Парфенов: Я могу только про коллективные грезы вспомнить, как комментировал – в «невидимом эфире» у Киселева на RTVI – дивные кадры, когда Путин с Медведевым выходят из Спасской башни, и их так долго-долго тянут камеры. Чем далее они тянут, тем становится все более ясно, на что это похоже. Это же Дольче и Габбана! Вот показали коллекцию. 143 миллиона моделей вынесли коллекцию политического сезона 2007/2008, и теперь вышли на аплодисменты сами авторы. И чем дольше они идут, тем понятнее, кто постарше и полысее – это Доменико Дольче, а кто помоложе и поволосатее – Стефано Габбана.
Соколова: Вот после такого женская аудитория 55+ и не может успокоиться по ночам, мучимая эротическими приливами и снами.
Парфенов: Уверяю вас, Путин снится не только женщинам. Я полагаю, мужчинам – к деньгам – он снится даже чаще.

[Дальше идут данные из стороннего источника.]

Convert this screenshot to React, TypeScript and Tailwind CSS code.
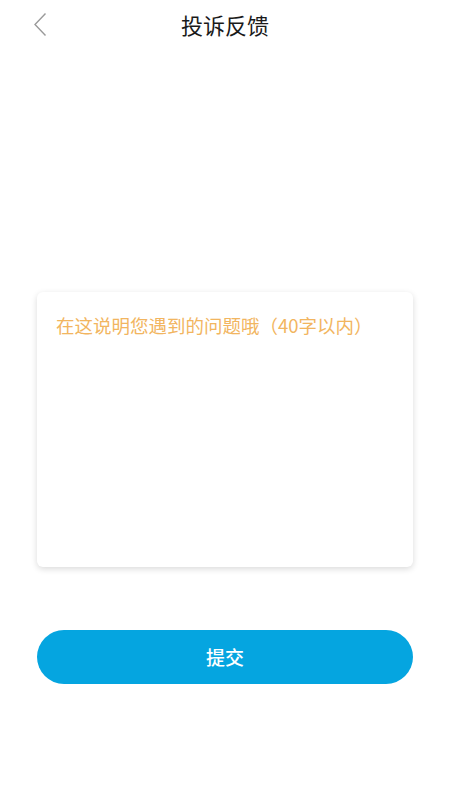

Соколова: Это уже навязчивая коллективная гомоэротика получается. Без дядьки Фрейда не разобраться. Но смотрите, что получается. Путина – человека, мягко говоря, физически малопривлекательного – власть сделала абсолютно сексуальным. Телевизор, видимо, обладает сходным магическим эффектом. Скажите, Леонид, как по-вашему, красивому ведущему больше доверяют, чем некрасивому? Или в телевизоре некрасивых не бывает?
Парфенов: А я откуда знаю?
Соколова: Вы там долго работали. Я не лично про вас говорю, вообще есть такой момент?
Парфенов: Спасибо за комплимент! «Доверяют ли красивым ведущим – я, конечно, не про вас!»
Соколова: Я этого не говорила. Вы кажетесь мне холодным – и только.
Парфенов: По-моему, главное – это попасть в ожидания. Вот в ваши я, видимо, не попал.
Собчак: Слушайте, вот есть очень умный, дико начитанный, очень интеллигентный человек – Дмитрий Быков. Но когда он в шортах (!) что-то вещает про кино у Гордона, ему веришь гораздо меньше.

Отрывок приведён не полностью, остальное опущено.